■ **WHAT YOU SHOULD DO**: Find the word "this" in the listing; pull out each line holding it.

[begin EXTRACTED DATA]

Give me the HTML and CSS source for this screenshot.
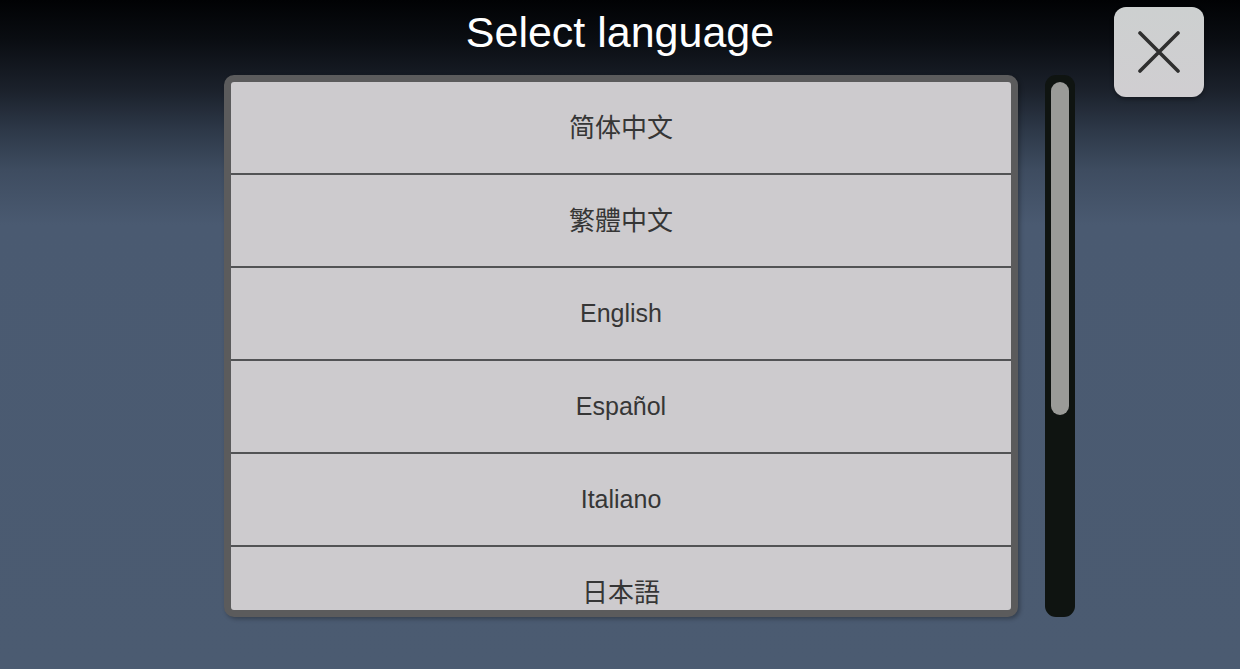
FILE: index.html
```html
<!DOCTYPE html>
<html lang="en">
<head>
<meta charset="utf-8">
<title>Select language</title>
<link rel="stylesheet" href="styles.css">
</head>
<body>
<div class="screen">
  <h1 class="title">Select language</h1>
  <button class="close" aria-label="Close">
    <svg width="42" height="42" viewBox="0 0 42 42" aria-hidden="true">
      <path d="M2 2 L40 40 M40 2 L2 40" stroke="#2f2f2f" stroke-width="3.6" stroke-linecap="round" fill="none"/>
    </svg>
  </button>
  <div class="main">
    <div class="panel">
      <ul class="list">
        <li class="row cjk" lang="zh-Hans">简体中文</li>
        <li class="row cjk" lang="zh-Hant">繁體中文</li>
        <li class="row">English</li>
        <li class="row">Español</li>
        <li class="row">Italiano</li>
        <li class="row cjk" lang="ja">日本語</li>
      </ul>
    </div>
    <div class="scrollbar">
      <div class="thumb"></div>
    </div>
  </div>
</div>
</body>
</html>
```

FILE: styles.css
```css
html, body {
  margin: 0;
  padding: 0;
}

body {
  width: 1240px;
  height: 669px;
  overflow: hidden;
  font-family: "Liberation Sans", Arial, "Noto Sans CJK SC", sans-serif;
  background: linear-gradient(to bottom,
    #010204 0px,
    #0a0d12 40px,
    #1b212b 90px,
    #2d3848 130px,
    #3e4c60 170px,
    #4a5a71 225px,
    #4b5b71 100%);
}

.screen {
  position: relative;
  width: 1240px;
  height: 669px;
}

.title {
  margin: 0;
  padding-top: 11px;
  height: 64px;
  font-size: 43px;
  line-height: 43px;
  font-weight: normal;
  color: #ffffff;
  text-align: center;
  box-sizing: border-box;
}

.close {
  position: absolute;
  top: 7px;
  left: 1114px;
  width: 90px;
  height: 90px;
  padding: 0;
  border: none;
  border-radius: 12px;
  background: linear-gradient(to bottom, #cdd0d0, #d0ced1);
  box-shadow: 0 2px 4px rgba(0, 0, 0, 0.35);
  display: flex;
  align-items: center;
  justify-content: center;
}

.main {
  display: flex;
  align-items: flex-start;
  gap: 27px;
  padding-left: 224px;
  margin-top: 11px;
}

.panel {
  width: 794px;
  height: 542px;
  box-sizing: border-box;
  border: 7px solid #5b5b5c;
  border-radius: 10px;
  background: #cdcbce;
  overflow: hidden;
  box-shadow: 2px 2px 4px rgba(0, 0, 0, 0.3);
}

.list {
  list-style: none;
  margin: 0;
  padding: 0;
}

.row {
  height: 93px;
  box-sizing: border-box;
  border-bottom: 2px solid #525355;
  display: flex;
  align-items: center;
  justify-content: center;
  font-size: 25px;
  color: #363636;
}

.row.cjk {
  font-size: 26px;
  padding-bottom: 5px;
}

.row:lang(zh-Hans) {
  font-family: "Noto Sans CJK SC", sans-serif;
}

.row:lang(zh-Hant) {
  font-family: "Noto Sans CJK TC", sans-serif;
}

.row:lang(ja) {
  font-family: "Noto Sans CJK JP", sans-serif;
}

.scrollbar {
  width: 30px;
  height: 542px;
  box-sizing: border-box;
  padding: 7px 6px;
  border-radius: 11px;
  background: #0f1411;
}

.thumb {
  width: 18px;
  height: 333px;
  border-radius: 9px;
  background: #9a9b98;
}
```
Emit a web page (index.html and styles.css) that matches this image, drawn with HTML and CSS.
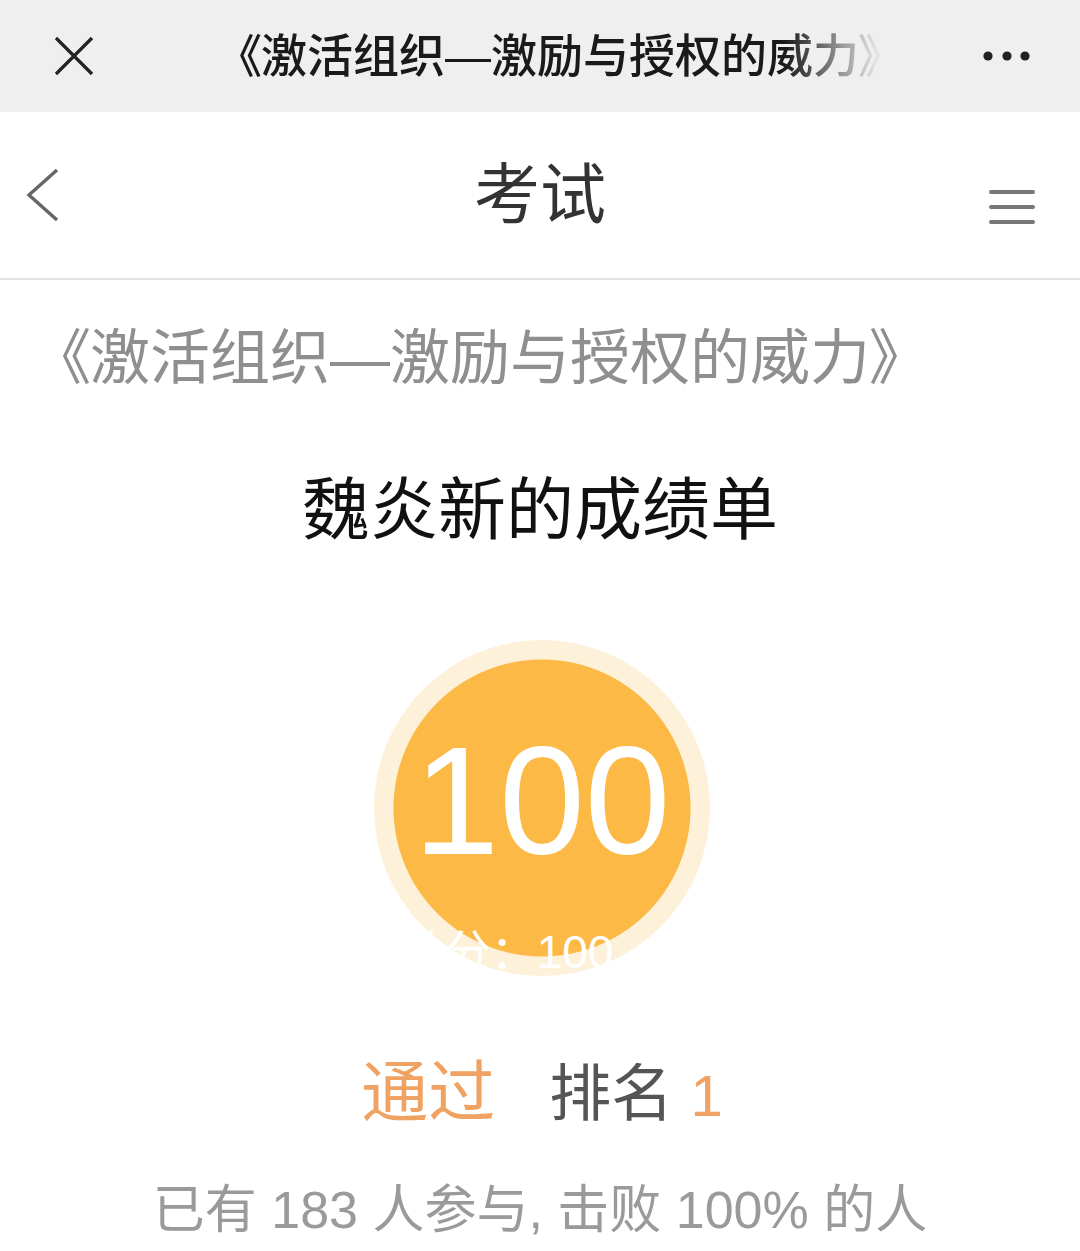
FILE: index.html
```html
<!DOCTYPE html>
<html lang="zh-CN">
<head>
    <meta charset="utf-8">
    <title>考试</title>
    <meta name="viewport" content="width=device-width, initial-scale=1">
    <link rel="stylesheet" href="styles.css">
</head>
<body>
<div class="topbar">
    <svg class="close" width="40" height="40" viewBox="0 0 40 40">
        <path d="M2 2 L38 38 M38 2 L2 38" stroke="#222" stroke-width="3.2" fill="none"/>
    </svg>
    <div class="topbar-title">《激活组织—激励与授权的威力》</div>
    <svg class="more" width="54" height="12" viewBox="0 0 54 12">
        <circle cx="8" cy="6" r="4.6" fill="#222"/>
        <circle cx="27" cy="6" r="4.6" fill="#222"/>
        <circle cx="45" cy="6" r="4.6" fill="#222"/>
    </svg>
</div>

<div class="navbar">
    <svg class="back" width="34" height="54" viewBox="0 0 34 54">
        <path d="M31 2 L3 27 L31 52" stroke="#666" stroke-width="3.4" fill="none"/>
    </svg>
    <div class="navbar-title">考试</div>
    <svg class="menu" width="48" height="36" viewBox="0 0 48 36">
        <path d="M3 2 H45 M3 17 H45 M3 32 H45" stroke="#777" stroke-width="4" stroke-linecap="round"/>
    </svg>
</div>

<div class="content">
    <!-- 课程名 -->
    <div class="course">《激活组织—激励与授权的威力》</div>
    <div class="report-title">魏炎新的成绩单</div>

    <div class="score-ring">
        <div class="score">100</div>
        <div class="score-total">总分：100</div>
    </div>

    <div class="result">
        <span class="pass">通过</span>
        <span class="rank">排名 <em>1</em></span>
    </div>
    <div class="summary">已有 183 人参与, 击败 100% 的人</div>
</div>
</body>
</html>
```

FILE: styles.css
```css
body {
    margin: 0;
    background: #fff;
    font-family: "Liberation Sans", "Noto Sans CJK SC", sans-serif;
    color: #333;
}

/* 微信顶栏 */
.topbar {
    display: flex;
    align-items: center;
    height: 112px;
    padding: 0 46px 0 54px;
    background: #efefef;
}

.topbar-title {
    width: 644px;
    margin-left: 144px;
    white-space: nowrap;
    font-size: 46px;
    line-height: 46px;
    font-weight: 500;
    color: #1a1a1a;
    font-feature-settings: "palt";
    -webkit-mask-image: linear-gradient(to right, #000 85%, rgba(0, 0, 0, 0.06) 99%);
    mask-image: linear-gradient(to right, #000 85%, rgba(0, 0, 0, 0.06) 99%);
}

.more {
    margin-left: auto;
}

/* 页面导航 */
.navbar {
    display: grid;
    grid-template-columns: 1fr auto 1fr;
    align-items: center;
    height: 166px;
    padding: 0 44px;
    border-bottom: 2px solid #e3e3e3;
}

.navbar .back {
    justify-self: start;
    margin-left: -18px;
}

.navbar-title {
    font-size: 66px;
    line-height: 66px;
    color: #333;
}

.navbar .menu {
    justify-self: end;
    margin-top: 26px;
}

.content {
    display: flex;
    flex-direction: column;
    align-items: center;
}

.course {
    align-self: flex-start;
    margin: 49px 0 0 60px;
    font-size: 60px;
    line-height: 60px;
    color: #8f8f8f;
    font-feature-settings: "palt";
    white-space: nowrap;
}

.report-title {
    margin-top: 87px;
    font-size: 68px;
    line-height: 68px;
    color: #111;
}

.score-ring {
    display: flex;
    flex-direction: column;
    align-items: center;
    box-sizing: border-box;
    width: 336px;
    height: 336px;
    margin: 96px 0 0 4px;
    padding-top: 83px;
    border-radius: 50%;
    background: radial-gradient(circle, #fcb945 148px, #fdf1d9 149px);
    color: #fff;
}

.score {
    font-size: 154px;
    line-height: 156px;
}

.score-total {
    margin: 50px 72px 0 0;
    font-size: 46px;
    line-height: 46px;
    white-space: nowrap;
}

.result {
    display: flex;
    align-items: baseline;
    gap: 54px;
    margin: 85px 0 0 4px;
    font-size: 67px;
    line-height: 64px;
}

.pass {
    color: #f0a262;
}

.rank {
    font-size: 62px;
    color: #555;
}

.rank em {
    font-style: normal;
    font-size: 58px;
    color: #f0a262;
}

.summary {
    margin-top: 56px;
    font-size: 52px;
    line-height: 52px;
    color: #9a9a9a;
    white-space: nowrap;
}
```
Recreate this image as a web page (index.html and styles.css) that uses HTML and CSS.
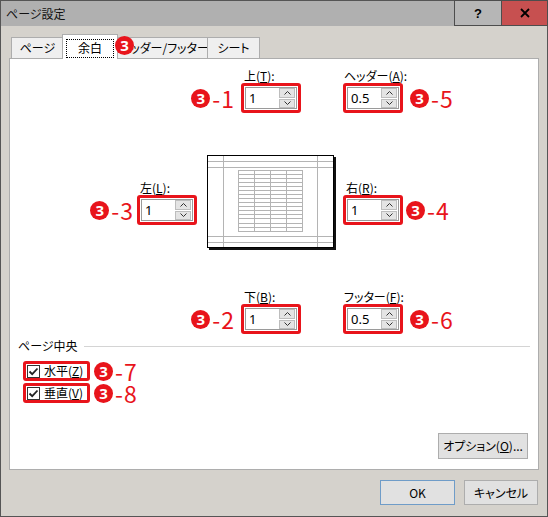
FILE: index.html
```html
<!DOCTYPE html>
<html lang="ja">
<head>
<meta charset="utf-8">
<title>ページ設定</title>
<link rel="stylesheet" href="styles.css">
</head>
<body>
<div class="window">
  <div class="titlebar">
    <span class="title">ページ設定</span>
    <div class="caption-buttons">
      <span class="cap-btn help">?</span>
      <span class="cap-btn close">
        <svg width="10" height="10" viewBox="0 0 10 10"><path d="M1 1 9 9M9 1 1 9" stroke="#000" stroke-width="1.8" fill="none"/></svg>
      </span>
    </div>
  </div>

  <div class="dialog">
    <div class="tabs">
      <span class="tab tab-page">ページ</span>
      <span class="tab active"><span class="focus">余白</span></span>
      <span class="tab tab-header">ヘッダー/フッター</span>
      <span class="tab tab-sheet">シート</span>
      <span class="mark tab-mark">3</span>
    </div>

    <div class="panel">
      <!-- top / header margins -->
      <div class="margin-row row-top">
        <div class="field ann-left">
          <span class="lbl">上(<u>T</u>):</span>
          <span class="callout"><span class="mark">3</span><span class="num">-1</span></span>
          <span class="hl">
            <span class="spin">
              <span class="val">1</span>
              <span class="arrows">
                <span class="arr"><svg width="7" height="4" viewBox="0 0 7 4"><path d="M0.5 3.5 3.5 0.5 6.5 3.5" stroke="#333" fill="none"/></svg></span>
                <span class="arr"><svg width="7" height="4" viewBox="0 0 7 4"><path d="M0.5 0.5 3.5 3.5 6.5 0.5" stroke="#333" fill="none"/></svg></span>
              </span>
            </span>
          </span>
        </div>
        <div class="field ann-right gap-far">
          <span class="lbl kana">ヘッダー(<u>A</u>):</span>
          <span class="hl">
            <span class="spin">
              <span class="val">0.5</span>
              <span class="arrows">
                <span class="arr"><svg width="7" height="4" viewBox="0 0 7 4"><path d="M0.5 3.5 3.5 0.5 6.5 3.5" stroke="#333" fill="none"/></svg></span>
                <span class="arr"><svg width="7" height="4" viewBox="0 0 7 4"><path d="M0.5 0.5 3.5 3.5 6.5 0.5" stroke="#333" fill="none"/></svg></span>
              </span>
            </span>
          </span>
          <span class="callout"><span class="mark">3</span><span class="num">-5</span></span>
        </div>
      </div>

      <!-- left / preview / right -->
      <div class="margin-row row-mid">
        <div class="field ann-left tight">
          <span class="lbl">左(<u>L</u>):</span>
          <span class="callout"><span class="mark">3</span><span class="num">-3</span></span>
          <span class="hl">
            <span class="spin">
              <span class="val">1</span>
              <span class="arrows">
                <span class="arr"><svg width="7" height="4" viewBox="0 0 7 4"><path d="M0.5 3.5 3.5 0.5 6.5 3.5" stroke="#333" fill="none"/></svg></span>
                <span class="arr"><svg width="7" height="4" viewBox="0 0 7 4"><path d="M0.5 0.5 3.5 3.5 6.5 0.5" stroke="#333" fill="none"/></svg></span>
              </span>
            </span>
          </span>
        </div>

        <div class="preview">
          <svg width="125" height="91" viewBox="0 0 125 91">
            <g stroke="#b4b4b4" stroke-width="1" fill="none">
              <path d="M0 5.5H125M0 11.5H125M0 80.5H125M0 86.5H125"/>
              <path d="M15.5 0V91M109.5 0V91"/>
              <rect x="30.5" y="14.5" width="64" height="61"/>
              <path d="M46.5 14.5V75.5M62.5 14.5V75.5M78.5 14.5V75.5"/>
              <path d="M30.5 18.5H94.5M30.5 22.5H94.5M30.5 26.5H94.5M30.5 30.5H94.5M30.5 34.5H94.5M30.5 38.5H94.5M30.5 42.5H94.5M30.5 46.5H94.5M30.5 50.5H94.5M30.5 54.5H94.5M30.5 58.5H94.5M30.5 62.5H94.5M30.5 67.5H94.5M30.5 71.5H94.5"/>
            </g>
          </svg>
        </div>

        <div class="field ann-right tight">
          <span class="lbl">右(<u>R</u>):</span>
          <span class="hl">
            <span class="spin">
              <span class="val">1</span>
              <span class="arrows">
                <span class="arr"><svg width="7" height="4" viewBox="0 0 7 4"><path d="M0.5 3.5 3.5 0.5 6.5 3.5" stroke="#333" fill="none"/></svg></span>
                <span class="arr"><svg width="7" height="4" viewBox="0 0 7 4"><path d="M0.5 0.5 3.5 3.5 6.5 0.5" stroke="#333" fill="none"/></svg></span>
              </span>
            </span>
          </span>
          <span class="callout"><span class="mark">3</span><span class="num">-4</span></span>
        </div>
      </div>

      <!-- bottom / footer margins -->
      <div class="margin-row row-bottom">
        <div class="field ann-left">
          <span class="lbl">下(<u>B</u>):</span>
          <span class="callout"><span class="mark">3</span><span class="num">-2</span></span>
          <span class="hl">
            <span class="spin">
              <span class="val">1</span>
              <span class="arrows">
                <span class="arr"><svg width="7" height="4" viewBox="0 0 7 4"><path d="M0.5 3.5 3.5 0.5 6.5 3.5" stroke="#333" fill="none"/></svg></span>
                <span class="arr"><svg width="7" height="4" viewBox="0 0 7 4"><path d="M0.5 0.5 3.5 3.5 6.5 0.5" stroke="#333" fill="none"/></svg></span>
              </span>
            </span>
          </span>
        </div>
        <div class="field ann-right gap-far">
          <span class="lbl kana">フッター(<u>F</u>):</span>
          <span class="hl">
            <span class="spin">
              <span class="val">0.5</span>
              <span class="arrows">
                <span class="arr"><svg width="7" height="4" viewBox="0 0 7 4"><path d="M0.5 3.5 3.5 0.5 6.5 3.5" stroke="#333" fill="none"/></svg></span>
                <span class="arr"><svg width="7" height="4" viewBox="0 0 7 4"><path d="M0.5 0.5 3.5 3.5 6.5 0.5" stroke="#333" fill="none"/></svg></span>
              </span>
            </span>
          </span>
          <span class="callout"><span class="mark">3</span><span class="num">-6</span></span>
        </div>
      </div>

      <!-- centering on page -->
      <div class="group-head">
        <span>ページ中央</span>
        <span class="group-line"></span>
      </div>
      <div class="check-row">
        <span class="check-hl">
          <span class="checkbox"><svg width="11" height="11" viewBox="0 0 11 11"><path d="M1.5 5.5 4.2 8.2 9.5 2.5" stroke="#222" stroke-width="1.8" fill="none"/></svg></span>
          <span>水平(<u>Z</u>)</span>
        </span>
        <span class="callout"><span class="mark">3</span><span class="num">-7</span></span>
      </div>
      <div class="check-row">
        <span class="check-hl">
          <span class="checkbox"><svg width="11" height="11" viewBox="0 0 11 11"><path d="M1.5 5.5 4.2 8.2 9.5 2.5" stroke="#222" stroke-width="1.8" fill="none"/></svg></span>
          <span>垂直(<u>V</u>)</span>
        </span>
        <span class="callout"><span class="mark">3</span><span class="num">-8</span></span>
      </div>

      <span class="btn options">オプション(<u>O</u>)...</span>
    </div>

    <div class="actions">
      <span class="btn ok">OK</span>
      <span class="btn cancel">キャンセル</span>
    </div>
  </div>
</div>
</body>
</html>
```

FILE: styles.css
```css
* {
  box-sizing: border-box;
}

html,
body {
  margin: 0;
  padding: 0;
}

body {
  width: 548px;
  height: 517px;
  background: #d5d2cc;
  color: #000;
  font: 12px/14px "Noto Sans CJK JP", sans-serif;
  font-feature-settings: "palt";
}

u {
  text-decoration: underline;
  text-underline-offset: 1px;
}

/* ---- window frame ---- */
.window {
  width: 548px;
  height: 517px;
  border: 1px solid #555;
  background: #d5d2cc;
  display: flex;
  flex-direction: column;
}

.titlebar {
  height: 25px;
  flex: none;
  background: #b0b0b0;
  display: flex;
  align-items: center;
}

.title {
  padding-left: 5px;
  color: #111;
}

.caption-buttons {
  margin-left: auto;
  display: flex;
  align-self: stretch;
  margin-top: -1px;
}

.cap-btn {
  height: 26px;
  display: flex;
  align-items: center;
  justify-content: center;
  border: 1px solid #4d4d4d;
}

.help {
  width: 48px;
  background: #b6b6b6;
  font: 700 13px/1 "Liberation Sans", sans-serif;
}

.close {
  width: 47px;
  margin-left: -1px;
  margin-right: -1px;
  background: #c75050;
}

/* ---- dialog body ---- */
.dialog {
  flex: 1;
  padding: 0 8px;
  display: flex;
  flex-direction: column;
}

.tabs {
  margin-top: 8px;
  height: 24px;
  padding-left: 2px;
  display: flex;
  align-items: flex-end;
  position: relative;
}

.tab {
  height: 21px;
  border: 1px solid #adadad;
  border-bottom: none;
  background: #efefef;
  display: flex;
  align-items: center;
  justify-content: center;
  margin-left: -1px;
  white-space: nowrap;
}

.tab-page {
  width: 53px;
  margin-left: 0;
}

.tab.active {
  width: 56px;
  height: 25px;
  margin: 0 -2px -1px -2px;
  background: #fff;
  position: relative;
  z-index: 2;
  padding-top: 2px;
}

.focus {
  padding: 1px 11px 2px;
  outline: 1px dotted #000;
  outline-offset: 0;
}

.tab-header {
  width: 93px;
  padding-left: 4px;
}

.tab-sheet {
  width: 53px;
}

/* numbered marks */
.mark {
  width: 19px;
  height: 19px;
  border-radius: 50%;
  background: #e8141b;
  color: #fff;
  font: 700 15px/19px "Noto Sans", sans-serif;
  text-align: center;
  flex: none;
}

.tab-mark {
  position: absolute;
  left: 106px;
  top: 2px;
  z-index: 3;
}

.callout {
  display: flex;
  align-items: center;
  color: #e8141b;
  font: 400 23px/1 "Noto Sans CJK JP", sans-serif;
  white-space: nowrap;
}

.num {
  margin-left: 2px;
  letter-spacing: 1px;
}

/* ---- tab panel ---- */
.panel {
  width: 530px;
  height: 412px;
  background: #fff;
  border: 1px solid #adadad;
  display: flex;
  flex-direction: column;
}

.margin-row {
  display: flex;
  align-items: flex-start;
}

.row-top {
  margin-top: 10px;
  padding-left: 177px;
}

.row-mid {
  margin-top: 42px;
  padding-left: 76px;
}

.row-bottom {
  margin-top: 42px;
  padding-left: 177px;
}

.field {
  display: grid;
  grid-template-rows: 14px 30px;
}

.field.ann-left {
  grid-template-columns: 48px 60px;
  column-gap: 6px;
  grid-template-areas: ". lbl" "ann box";
}

.field.ann-right {
  grid-template-columns: 60px 48px;
  column-gap: 7px;
  grid-template-areas: "lbl ." "box ann";
}

.field.tight {
  column-gap: 3px;
  margin-top: 26px;
}

.field.ann-right.tight {
  margin-left: 9px;
}

.gap-far {
  margin-left: 42px;
}

.field .lbl {
  grid-area: lbl;
  padding-left: 3px;
  white-space: nowrap;
}

.field .lbl.kana {
  padding-left: 1px;
}

.field .callout {
  grid-area: ann;
}

.field.ann-left .callout {
  justify-content: flex-end;
}

.field .hl {
  grid-area: box;
}

/* red highlight around a control */
.hl {
  display: block;
  border: 3px solid #e8141b;
  border-radius: 3px;
  padding: 1px;
}

.spin {
  display: flex;
  height: 22px;
  border: 1px solid #9a9a9a;
  background: #fff;
}

.val {
  flex: 1;
  padding-left: 3px;
  font: 13px/20px "Noto Sans", sans-serif;
}

.arrows {
  width: 17px;
  display: flex;
  flex-direction: column;
  gap: 1px;
  padding: 0 1px 0 0;
}

.arr {
  flex: 1;
  background: #e4e4e4;
  border: 1px solid #bdbdbd;
  display: flex;
  align-items: center;
  justify-content: center;
}

.preview {
  margin-left: 10px;
  width: 127px;
  height: 93px;
  border: 1px solid #000;
  box-shadow: 2px 2px 0 #111;
  background: #fff;
}

.preview svg {
  display: block;
}

/* ---- centering group ---- */
.group-head {
  margin-top: 5px;
  padding-left: 8px;
  padding-right: 8px;
  display: flex;
  align-items: center;
}

.group-line {
  flex: 1;
  margin-left: 6px;
  border-top: 1px solid #d4d4d4;
}

.check-row {
  display: flex;
  align-items: center;
  height: 20px;
  padding-left: 13px;
}

.group-head + .check-row {
  margin-top: 8px;
}

.check-row + .check-row {
  margin-top: 2px;
}

.check-hl {
  width: 67px;
  height: 20px;
  border: 3px solid #e8141b;
  border-radius: 3px;
  padding-left: 1px;
  display: flex;
  align-items: center;
  gap: 4px;
  white-space: nowrap;
}

.checkbox {
  width: 13px;
  height: 13px;
  border: 1px solid #333;
  background: #fff;
  display: flex;
  align-items: center;
  justify-content: center;
}

.check-row .callout {
  margin-left: 4px;
  height: 20px;
  line-height: 20px;
}

/* ---- buttons ---- */
.btn {
  display: flex;
  align-items: center;
  justify-content: center;
  background: #e1e1e1;
  border: 1px solid #adadad;
  white-space: nowrap;
}

.options {
  margin-top: auto;
  margin-right: 10px;
  margin-bottom: 10px;
  align-self: flex-end;
  width: 90px;
  height: 26px;
}

.actions {
  margin-top: 10px;
  display: flex;
  justify-content: flex-end;
  gap: 9px;
  padding-right: 1px;
}

.ok {
  width: 75px;
  height: 25px;
  border-color: #6f9cc8;
}

.cancel {
  width: 74px;
  height: 25px;
}
```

[end EXTRACTED DATA]

■ **EXERCISE ANSWER**:
Give me the HTML and CSS source for this screenshot.
Emit a web page (index.html and styles.css) that matches this image, drawn with HTML and CSS.
Recreate this image as a web page (index.html and styles.css) that uses HTML and CSS.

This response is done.